In that explanation, there are ten items worthy of discussion, seven in the first group, which define what is. Then Jesus tells us what happens and after the tenth – the crème de la crème: First, the Son of Man, Jesus Himself, is the one who sows the good seed. Second, the field is the world, κόσμος, pronounced kosmos, which is the word from which we get cosmos, which means the whole world, or the universe. It should be pointed out that at that time, the Roman Empire, which encompassed the entire perimeter of the Mediterranean Sea, was considered the known world.
Third, the sons of the kingdom are the good seed. Fourth, the tares are the sons of the enemy. Fifth, the enemy is the evil one, the devil. Sixth, the harvest is the end of the age, αἰώνος, pronounced aionos, from which we get eon, or age, which is the correct translation – not world, as the KJV translates it. The words κόσμος and αἰώνος are different and have different definitions. The KJV incorrectly translated αἰώνος as “world” in Matthew 13:39 and 40, as well as 24:3. Those errors have led many to believe that Jesus was talking about the literal end of the world.
Seventh, the reapers of the harvest are the angels. Eighth, the Son of Man (Jesus) sends forth the reapers (angels). Ninth, the reapers gather the tares, who are the stumbling blocks and those who commit lawlessness. Tenth, the reapers burn the tares in the furnace of fire at the end of the age.
It is after those things that the righteous will shine forth as the sun in the kingdom of their Father. That is a nearly identical description as what we saw in Daniel 12:3, where it says, “Those who have insight will shine brightly like the brightness of the expanse of heaven, and those who lead the many to righteousness, like the stars forever and ever.” So we have the righteous, and those who have insight, and those who lead the many to righteousness – they all shine forth as the sun in the kingdom of their Father; they shine brightly like the brightness of the expanse of heaven, and they will shine like the stars forever and ever, respectively.
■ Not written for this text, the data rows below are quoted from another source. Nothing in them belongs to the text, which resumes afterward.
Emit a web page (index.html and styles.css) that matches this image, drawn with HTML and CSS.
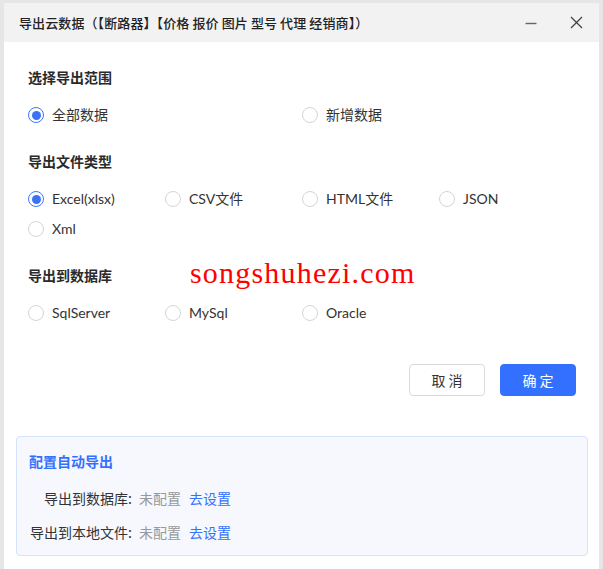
FILE: index.html
```html
<!DOCTYPE html>
<html lang="zh-CN">
<head>
<meta charset="utf-8">
<title>导出云数据</title>
<link rel="stylesheet" href="styles.css">
</head>
<body>
<div class="backdrop">
  <div class="dialog">
    <div class="titlebar">
      <div class="title">导出云数据（【断路器】【价格 报价 图片 型号 代理 经销商】）</div>
      <div class="win-btns">
        <span class="win-btn min"><svg width="12" height="12" viewBox="0 0 12 12"><path d="M0.5 6.5H11.5" stroke="#666" stroke-width="1.4"/></svg></span>
        <span class="win-btn close"><svg width="13" height="13" viewBox="0 0 13 13"><path d="M1 1L12 12M12 1L1 12" stroke="#444" stroke-width="1.3"/></svg></span>
      </div>
    </div>
    <div class="content">
      <div class="section-title first">选择导出范围</div>
      <div class="radio-grid">
        <label class="radio checked"><span class="dot"></span>全部数据</label>
        <span class="cell"></span>
        <label class="radio"><span class="dot"></span>新增数据</label>
      </div>

      <div class="section-title">导出文件类型</div>
      <div class="radio-grid">
        <label class="radio checked"><span class="dot"></span>Excel(xlsx)</label>
        <label class="radio"><span class="dot"></span>CSV文件</label>
        <label class="radio"><span class="dot"></span>HTML文件</label>
        <label class="radio"><span class="dot"></span>JSON</label>
        <label class="radio"><span class="dot"></span>Xml</label>
      </div>

      <div class="section-title">导出到数据库</div>
      <div class="radio-grid">
        <label class="radio"><span class="dot"></span>SqlServer</label>
        <label class="radio"><span class="dot"></span>MySql</label>
        <label class="radio"><span class="dot"></span>Oracle</label>
      </div>

      <div class="watermark">songshuhezi.com</div>
    </div>
    <div class="actions">
      <button class="btn">取 消</button>
      <button class="btn primary">确 定</button>
    </div>
    <div class="auto-box">
      <div class="auto-title">配置自动导出</div>
      <div class="auto-row"><span class="auto-label">导出到数据库:</span><span class="muted">未配置</span><a class="link">去设置</a></div>
      <div class="auto-row"><span class="auto-label">导出到本地文件:</span><span class="muted">未配置</span><a class="link">去设置</a></div>
    </div>
  </div>
</div>
</body>
</html>
```

FILE: styles.css
```css
* { box-sizing: border-box; }
html, body {
  margin: 0;
  padding: 0;
  width: 603px;
  height: 569px;
  overflow: hidden;
  background: #e6e6e6;
}
body {
  font-family: "Lato", "Noto Sans CJK SC", sans-serif;
  font-size: 14px;
  color: #333;
}
.backdrop {
  padding: 3px 4px 0 4px;
  height: 569px;
}
.dialog {
  width: 595px;
  height: 566px;
  background: #fff;
  position: relative;
}
.titlebar {
  height: 39px;
  background: #f2f2f2;
  display: flex;
  align-items: center;
  justify-content: space-between;
  padding: 0 16px 0 15px;
}
.title {
  font-size: 13px;
  color: #222;
  font-weight: 500;
  font-family: "Noto Sans CJK SC", sans-serif;
  letter-spacing: 0.1px;
}
.win-btns {
  display: flex;
  align-items: center;
  gap: 33px;
}
.win-btn { display: flex; }
.content {
  padding: 0 24px;
  position: relative;
}
.section-title {
  font-family: "Noto Sans CJK SC", sans-serif;
  font-weight: 700;
  font-size: 14px;
  line-height: 20px;
  color: #2a2a2a;
  margin-top: 26px;
  margin-bottom: 18px;
}
.section-title.first { margin-top: 25px; }
.radio-grid {
  display: grid;
  grid-template-columns: repeat(4, 137px);
  row-gap: 10px;
}
.radio {
  display: flex;
  align-items: center;
  gap: 8px;
  height: 20px;
  line-height: 20px;
  font-size: 14px;
  color: #333;
}
.dot {
  width: 16px;
  height: 16px;
  border-radius: 50%;
  border: 1px solid #d5d5d5;
  background: #fff;
  flex: none;
  display: flex;
  align-items: center;
  justify-content: center;
}
.radio.checked .dot { border-color: #3b78ff; }
.radio.checked .dot::after {
  content: "";
  width: 9px;
  height: 9px;
  border-radius: 50%;
  background: #3b72f6;
}
.watermark {
  position: absolute;
  left: 186px;
  top: 191px;
  font-family: "Liberation Serif", serif;
  font-size: 30px;
  font-weight: 300;
  color: #ff0000;
  letter-spacing: 1.2px;
  line-height: 30px;
}
.actions {
  display: flex;
  justify-content: flex-end;
  gap: 15px;
  padding: 0 23px 0 0;
  margin-top: 41px;
}
.btn {
  width: 76px;
  height: 32px;
  border-radius: 4px;
  border: 1px solid #d9d9d9;
  background: #fff;
  font-family: "Noto Sans CJK SC", sans-serif;
  font-size: 14px;
  color: #333;
  padding: 0;
}
.btn.primary {
  background: #3370ff;
  border-color: #3370ff;
  color: #fff;
}
.auto-box {
  margin: 40px 11px 0 12px;
  height: 120px;
  background: #f7f8fd;
  border: 1px solid #d5e3fb;
  border-radius: 4px;
  padding: 14px 12px 0 12px;
  font-family: "Noto Sans CJK SC", sans-serif;
}
.auto-title {
  color: #3370ff;
  font-weight: 700;
  font-size: 14px;
  line-height: 20px;
  margin-bottom: 17px;
}
.auto-row {
  display: flex;
  align-items: center;
  line-height: 20px;
  height: 20px;
  margin-bottom: 14px;
  font-size: 14px;
}
.auto-label {
  width: 103px;
  text-align: right;
  color: #333;
  margin-right: 7px;
}
.muted { color: #999; margin-right: 8px; }
.link { color: #3370ff; cursor: pointer; }
```
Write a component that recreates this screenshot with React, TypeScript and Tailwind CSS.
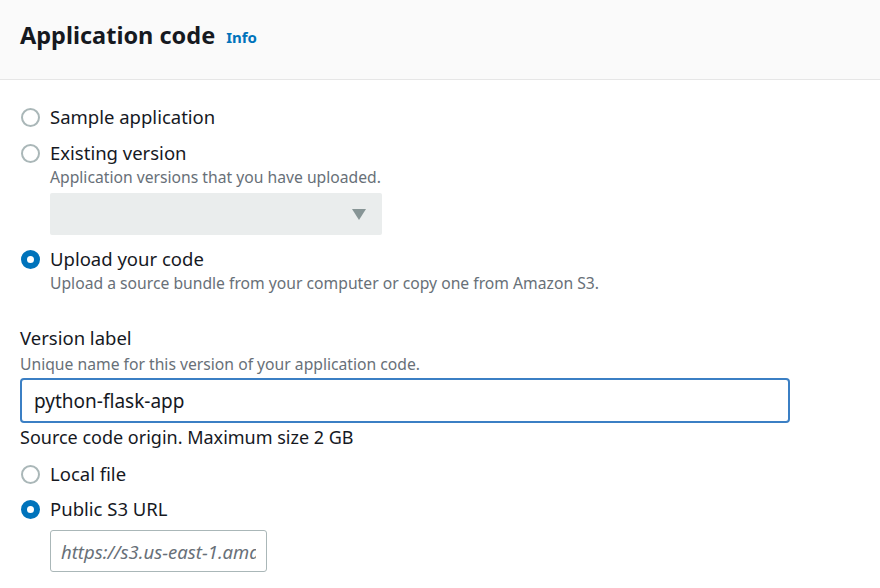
import React from "react";

type RadioProps = {
  checked?: boolean;
  label: string;
  description?: string;
  children?: React.ReactNode;
};

function Radio({ checked, label, description, children }: RadioProps) {
  return (
    <div className="flex items-start">
      <div className="w-[30px] h-[24px] pl-[1px] flex items-center">
        {checked ? (
          <span className="w-[19px] h-[19px] rounded-full border-[6px] border-[#0073bb] bg-white" />
        ) : (
          <span className="w-[19px] h-[19px] rounded-full border-2 border-[#aab7b8] bg-white" />
        )}
      </div>
      <div className="flex flex-col">
        <span className="text-[18.5px] leading-[24px] text-[#16191f]">{label}</span>
        {description && (
          <span className="text-[15.7px] leading-[20px] text-[#687078] mt-[2px]">{description}</span>
        )}
        {children}
      </div>
    </div>
  );
}

export default function App() {
  return (
    <div className="w-[880px] h-[588px] bg-white overflow-hidden font-['Noto_Sans',sans-serif]">
      <div className="h-[80px] bg-[#fafafa] border-b border-[#e6e6e6] px-[20px] pb-[8px] flex items-center">
        <h2 className="text-[23.5px] font-bold text-[#16191f]">Application code</h2>
        <a className="ml-[11px] mt-[3px] text-[15px] font-bold text-[#0073bb]">Info</a>
      </div>

      <div className="px-[20px] pt-[25px]">
        <div className="flex flex-col gap-[12px]">
          <Radio label="Sample application" />
          <Radio label="Existing version" description="Application versions that you have uploaded.">
            <div className="mt-[6px] w-[332px] h-[42px] rounded-[2px] bg-[#eaeded] flex items-center justify-end pr-[16px]">
              <svg width="14" height="11" viewBox="0 0 14 11">
                <path d="M0 0h14L7 11z" fill="#879596" />
              </svg>
            </div>
          </Radio>
          <Radio
            checked
            label="Upload your code"
            description="Upload a source bundle from your computer or copy one from Amazon S3."
          />
        </div>

        <div className="mt-[33px]">
          <div className="text-[18.5px] leading-[24px] text-[#16191f]">Version label</div>
          <div className="text-[15.7px] leading-[20px] text-[#687078] mt-[4px]">
            Unique name for this version of your application code.
          </div>
          <input
            className="mt-[4px] w-[770px] h-[45px] rounded-[4px] border-2 border-[#3b7fc4] px-[12px] text-[19px] text-[#16191f] outline-none"
            defaultValue="python-flask-app"
          />
          <div className="mt-[2px] text-[18px] leading-[24px] text-[#16191f]">
            Source code origin. Maximum size 2 GB
          </div>
        </div>

        <div className="mt-[13px] flex flex-col gap-[11px]">
          <Radio label="Local file" />
          <Radio checked label="Public S3 URL">
            <input
              className="mt-[9px] w-[217px] h-[42px] rounded-[3px] border border-[#aab7b8] px-[10px] text-[18.5px] italic placeholder:text-[#687078] outline-none"
              placeholder="https://s3.us-east-1.amazonaws.com"
            />
          </Radio>
        </div>
      </div>
    </div>
  );
}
That is just so beautiful and encouraging. Whether spoken by our Lord or by Daniel the prophet 600 years prior, the message is consistent with the spirit of God, which is the overall message of salvation, redemption, and who we are in Christ. The Scriptures unwaveringly tell us that we, in Christ, have overcome the world (John 16:33; 1 John 2:13-14; 4:4; 5:4-5; Revelation 2:7, 11, 17, 26, 3:5, 12, 21; 21:7) and that we have been raised up with Him and seated with Him in the heavenly places in Christ Jesus (Ephesians 2:1-6); that He has blessed us with every spiritual blessing in the heavenly places in Christ (Ephesians 1:3-4), and that He has granted to us everything pertaining to life and godliness (2 Peter 1:3-4).
Nevertheless, we must point out that despite the promises of the Scriptures, and as majestic as the wording of the KJV is, much of that message of who we are in Christ has gotten lost on those who are faithful readers and followers of the KJV. Here is an excerpt from Wikipedia, hardly an authority on things biblical, but from a “nonbelieving and allegedly objective” standpoint, it makes the point, “Noted for its majesty of style, the King James Version has been described as one of the most important books in English culture and a driving force in the shaping of the English-speaking world.”
Now, notwithstanding the beautiful and stately prose, i.e., the ‘majesty of style,’ of that world-shaping English translation, the sheer force of that statement lends credence to the charge levied here that the KJV has done an extreme disservice to Christianity and the world because of its mishandling of those eschatological passages. As ‘one of the most important books in English culture and a driving force in the shaping of the English-speaking world,’ its mistranslation of that single word thrice has turned eschatology on its head.
One should ask if Christians see themselves as a) shining forth as the sun in the kingdom of their Father, b) shining brightly like the brightness of the expanse of heaven or c) shining like the stars forever and ever. Would Christians agree or disagree that the kingdom of their Father has come, ushered in by His Son, Jesus Christ?
Yes, the KJV has served the English-speaking world well for over 400 years now, almost exclusively for 300 of those years. Nevertheless, one can make the statement that because of the erroneous translation of αἰώνος as “world” instead of “age” in 13:39, 40, and 24:3, a reader of the KJV cannot interpret Matthew chapter 24 any other way than Jesus intending to say that all those things were about the literal end of the world. That has led people to look at current events as “signs of the end” and “the beginning of birth pangs,” and as a result, Christians have sat on their hands as much of the gains of the apostles and their disciples in the first and second-century spread of Christianity and the resultant fulfillment of the Great Commission have been nullified.